Transcribe every line exactly. Leave the pictures behind.
[start]
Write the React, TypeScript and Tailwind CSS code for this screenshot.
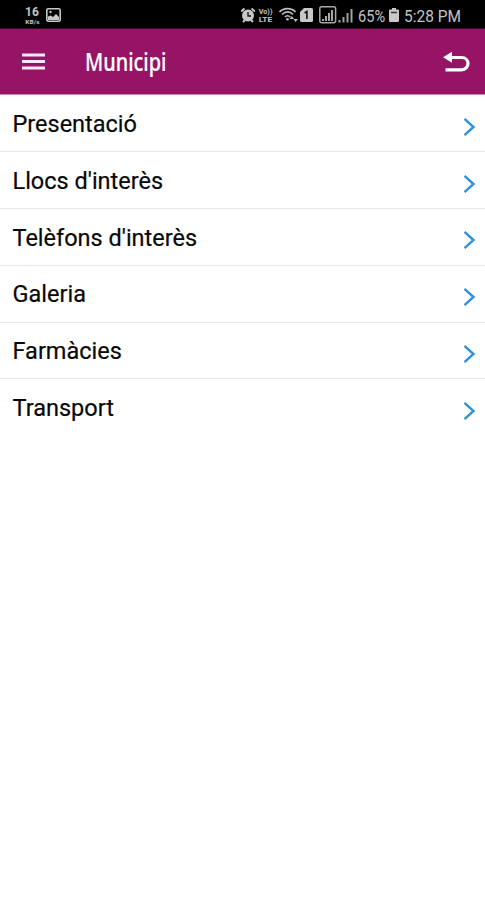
const ITEMS = ["Presentació", "Llocs d'interès", "Telèfons d'interès", "Galeria", "Farmàcies", "Transport"];

function StatusBar() {
  return (
    <div className="flex h-7 shrink-0 items-start bg-black pl-[23px] text-[#c4c4c4]">
      <div className="flex w-[18px] flex-col items-center pt-[5px]">
        <span className="text-[12px] font-bold leading-[14px]">16</span>
        <span className="-mt-px origin-center scale-x-110 text-[6px] font-bold leading-[7px]">KB/s</span>
      </div>
      <svg className="ml-[5px] mt-2 h-[14px] w-[15px]" viewBox="0 0 15 14">
        <rect x="0.8" y="0.8" width="13.4" height="12.4" rx="1.5" fill="none" stroke="#c8c8c8" strokeWidth="1.6" />
        <path d="M2 11V8.500l2.500-1 2.500 1.500 3-3L13 9v3H2z" fill="#c8c8c8" />
        <circle cx="4.500" cy="4" r="1.200" fill="#c8c8c8" />
      </svg>
      <svg className="ml-[180px] mt-2 h-[15px] w-[14px]" viewBox="0 0 14 15">
        <path d="M0 3.500 3.500.5M14 3.500 10.500.5M2 14l2-2M12 14l-2-2" stroke="#c8c8c8" strokeWidth="2" />
        <circle cx="7" cy="7.500" r="6" fill="#c8c8c8" />
        <path d="M7 4v4h3" fill="none" stroke="#111" strokeWidth="1.300" />
      </svg>
      <div className="ml-[3px] flex w-[15px] flex-col items-center pt-2 text-[8px] font-bold leading-[8px]">
        <span className="scale-x-90">Vo))</span>
        <span className="scale-x-105">LTE</span>
      </div>
      <svg className="ml-[5px] mt-[7px] h-4 w-[21px]" viewBox="0 0 20 16" fill="none" stroke="#bdbdbd" strokeWidth="1.700">
        <path d="M1 5C5 .4 13 .4 17 5M3.500 7.500C7 4.100 11.500 4.100 14.500 7.500M6.400 10c1.700-1.700 3.700-1.700 5.300 0" />
        <circle cx="9" cy="12.200" r="1.300" fill="#bdbdbd" stroke="none" />
        <path d="m11 12 2.300-3 2.200 3zm4 0h4.500L17 15z" fill="#bdbdbd" stroke="none" />
      </svg>
      <svg className="ml-px mt-2 h-[14px] w-[13px]" viewBox="0 0 13 14">
        <path d="M4 0h7.500Q13 0 13 1.500v11Q13 14 11.500 14h-10Q0 14 0 12.500V4z" fill="#c8c8c8" />
        <path d="m4.600 5 2.300-1.500V11" fill="none" stroke="#111" strokeWidth="1.600" />
      </svg>
      <svg className="ml-[6px] mt-[6px] h-[18px] w-[34px]" viewBox="0 0 34 18">
        <rect x="0.800" y="0.800" width="15.800" height="15.900" rx="2" fill="none" stroke="#a8a8a8" strokeWidth="1.500" />
        <path d="M4 15v-2M7 15v-5M10 15V7M13 15V4" stroke="#a8a8a8" strokeWidth="2" />
        <path d="M20.500 16.500v-2.500M24.500 16.500V11M28.500 16.500V7M32.500 16.500V3" stroke="#a0a0a0" strokeWidth="2" />
      </svg>
      <span className="ml-[5px] mt-[6px] w-[30px] origin-left scale-x-[0.86] whitespace-nowrap text-[17px] leading-5">65%</span>
      <svg className="ml-px mt-2 h-[14px] w-[10px]" viewBox="0 0 10 14">
        <path d="M3 0h4v1.500h2q1 0 1 1V13q0 1-1 1H1q-1 0-1-1V2.500q0-1 1-1h2z" fill="#c8c8c8" />
        <path d="M2 4.500h6" stroke="#333" strokeWidth="1.500" />
      </svg>
      <span className="ml-[5px] mt-[6px] origin-left scale-x-[0.91] whitespace-nowrap text-[17px] leading-5">5:28 PM</span>
    </div>
  );
}

export default function App() {
  return (
    <div className="flex h-[900px] w-[485px] flex-col overflow-hidden bg-white font-['Roboto',sans-serif]">
      <StatusBar />
      <header className="flex h-[67px] shrink-0 items-center border-b border-t border-b-[#c987b1] border-t-[#3d0a2a] bg-[#971366] pl-[22px] pr-[15px] text-white">
        <svg className="h-[17px] w-[23px]" viewBox="0 0 23 17" role="img" aria-label="Menu">
          <path d="M0 2h23M0 8.500h23M0 15h23" stroke="#fde9f7" strokeWidth="2.800" />
        </svg>
        <h1 className="mb-px ml-[40px] origin-left scale-x-[0.795] font-['Noto_Sans',sans-serif] text-[25px] font-medium leading-8 [-webkit-text-stroke:0.2px_white]">Municipi</h1>
        <button className="ml-auto" aria-label="Back">
          <svg className="h-[22px] w-[27px]" viewBox="0 0 27 22">
            <path d="M6 6.500h12.500c4 0 6.500 2.800 6.500 6S22.500 18.800 18.500 18.800H2.500" fill="none" stroke="#fff" strokeWidth="3.200" />
            <path d="M0 6.300 9 .8v11z" fill="#fff" />
          </svg>
        </button>
      </header>
      <ul className="flex flex-col pt-[0.800px]">
        {ITEMS.map((label) => (
          <li key={label} className="flex h-[56.700px] items-center justify-between border-b-[1.500px] border-[#e7e7e7] pl-[12.500px] pr-[9px] last:border-b-0">
            <span className="mb-[-1px] text-[23.500px] leading-7 text-[#080808] [-webkit-text-stroke:0.2px_#080808]">{label}</span>
            <svg className="mt-[6.500px] h-5 w-[13px]" viewBox="0 0 13 20" fill="none" stroke="#2f91da" strokeWidth="2.400">
              <path d="m1.500 1.800 9 8.200-9 8.200" />
            </svg>
          </li>
        ))}
      </ul>
    </div>
  );
}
[end]
▸ **Solution for this problem**:
Write the React, TypeScript and Tailwind CSS code for this screenshot.
const ITEMS = ["Presentació", "Llocs d'interès", "Telèfons d'interès", "Galeria", "Farmàcies", "Transport"];

function StatusBar() {
  return (
    <div className="flex h-7 shrink-0 items-start bg-black pl-[23px] text-[#c4c4c4]">
      <div className="flex w-[18px] flex-col items-center pt-[5px]">
        <span className="text-[12px] font-bold leading-[14px]">16</span>
        <span className="-mt-px origin-center scale-x-110 text-[6px] font-bold leading-[7px]">KB/s</span>
      </div>
      <svg className="ml-[5px] mt-2 h-[14px] w-[15px]" viewBox="0 0 15 14">
        <rect x="0.8" y="0.8" width="13.4" height="12.4" rx="1.5" fill="none" stroke="#c8c8c8" strokeWidth="1.6" />
        <path d="M2 11V8.500l2.500-1 2.500 1.500 3-3L13 9v3H2z" fill="#c8c8c8" />
        <circle cx="4.500" cy="4" r="1.200" fill="#c8c8c8" />
      </svg>
      <svg className="ml-[180px] mt-2 h-[15px] w-[14px]" viewBox="0 0 14 15">
        <path d="M0 3.500 3.500.5M14 3.500 10.500.5M2 14l2-2M12 14l-2-2" stroke="#c8c8c8" strokeWidth="2" />
        <circle cx="7" cy="7.500" r="6" fill="#c8c8c8" />
        <path d="M7 4v4h3" fill="none" stroke="#111" strokeWidth="1.300" />
      </svg>
      <div className="ml-[3px] flex w-[15px] flex-col items-center pt-2 text-[8px] font-bold leading-[8px]">
        <span className="scale-x-90">Vo))</span>
        <span className="scale-x-105">LTE</span>
      </div>
      <svg className="ml-[5px] mt-[7px] h-4 w-[21px]" viewBox="0 0 20 16" fill="none" stroke="#bdbdbd" strokeWidth="1.700">
        <path d="M1 5C5 .4 13 .4 17 5M3.500 7.500C7 4.100 11.500 4.100 14.500 7.500M6.400 10c1.700-1.700 3.700-1.700 5.300 0" />
        <circle cx="9" cy="12.200" r="1.300" fill="#bdbdbd" stroke="none" />
        <path d="m11 12 2.300-3 2.200 3zm4 0h4.500L17 15z" fill="#bdbdbd" stroke="none" />
      </svg>
      <svg className="ml-px mt-2 h-[14px] w-[13px]" viewBox="0 0 13 14">
        <path d="M4 0h7.500Q13 0 13 1.500v11Q13 14 11.500 14h-10Q0 14 0 12.500V4z" fill="#c8c8c8" />
        <path d="m4.600 5 2.300-1.500V11" fill="none" stroke="#111" strokeWidth="1.600" />
      </svg>
      <svg className="ml-[6px] mt-[6px] h-[18px] w-[34px]" viewBox="0 0 34 18">
        <rect x="0.800" y="0.800" width="15.800" height="15.900" rx="2" fill="none" stroke="#a8a8a8" strokeWidth="1.500" />
        <path d="M4 15v-2M7 15v-5M10 15V7M13 15V4" stroke="#a8a8a8" strokeWidth="2" />
        <path d="M20.500 16.500v-2.500M24.500 16.500V11M28.500 16.500V7M32.500 16.500V3" stroke="#a0a0a0" strokeWidth="2" />
      </svg>
      <span className="ml-[5px] mt-[6px] w-[30px] origin-left scale-x-[0.86] whitespace-nowrap text-[17px] leading-5">65%</span>
      <svg className="ml-px mt-2 h-[14px] w-[10px]" viewBox="0 0 10 14">
        <path d="M3 0h4v1.500h2q1 0 1 1V13q0 1-1 1H1q-1 0-1-1V2.500q0-1 1-1h2z" fill="#c8c8c8" />
        <path d="M2 4.500h6" stroke="#333" strokeWidth="1.500" />
      </svg>
      <span className="ml-[5px] mt-[6px] origin-left scale-x-[0.91] whitespace-nowrap text-[17px] leading-5">5:28 PM</span>
    </div>
  );
}

export default function App() {
  return (
    <div className="flex h-[900px] w-[485px] flex-col overflow-hidden bg-white font-['Roboto',sans-serif]">
      <StatusBar />
      <header className="flex h-[67px] shrink-0 items-center border-b border-t border-b-[#c987b1] border-t-[#3d0a2a] bg-[#971366] pl-[22px] pr-[15px] text-white">
        <svg className="h-[17px] w-[23px]" viewBox="0 0 23 17" role="img" aria-label="Menu">
          <path d="M0 2h23M0 8.500h23M0 15h23" stroke="#fde9f7" strokeWidth="2.800" />
        </svg>
        <h1 className="mb-px ml-[40px] origin-left scale-x-[0.795] font-['Noto_Sans',sans-serif] text-[25px] font-medium leading-8 [-webkit-text-stroke:0.2px_white]">Municipi</h1>
        <button className="ml-auto" aria-label="Back">
          <svg className="h-[22px] w-[27px]" viewBox="0 0 27 22">
            <path d="M6 6.500h12.500c4 0 6.500 2.800 6.500 6S22.500 18.800 18.500 18.800H2.500" fill="none" stroke="#fff" strokeWidth="3.200" />
            <path d="M0 6.300 9 .8v11z" fill="#fff" />
          </svg>
        </button>
      </header>
      <ul className="flex flex-col pt-[0.800px]">
        {ITEMS.map((label) => (
          <li key={label} className="flex h-[56.700px] items-center justify-between border-b-[1.500px] border-[#e7e7e7] pl-[12.500px] pr-[9px] last:border-b-0">
            <span className="mb-[-1px] text-[23.500px] leading-7 text-[#080808] [-webkit-text-stroke:0.2px_#080808]">{label}</span>
            <svg className="mt-[6.500px] h-5 w-[13px]" viewBox="0 0 13 20" fill="none" stroke="#2f91da" strokeWidth="2.400">
              <path d="m1.500 1.800 9 8.200-9 8.200" />
            </svg>
          </li>
        ))}
      </ul>
    </div>
  );
}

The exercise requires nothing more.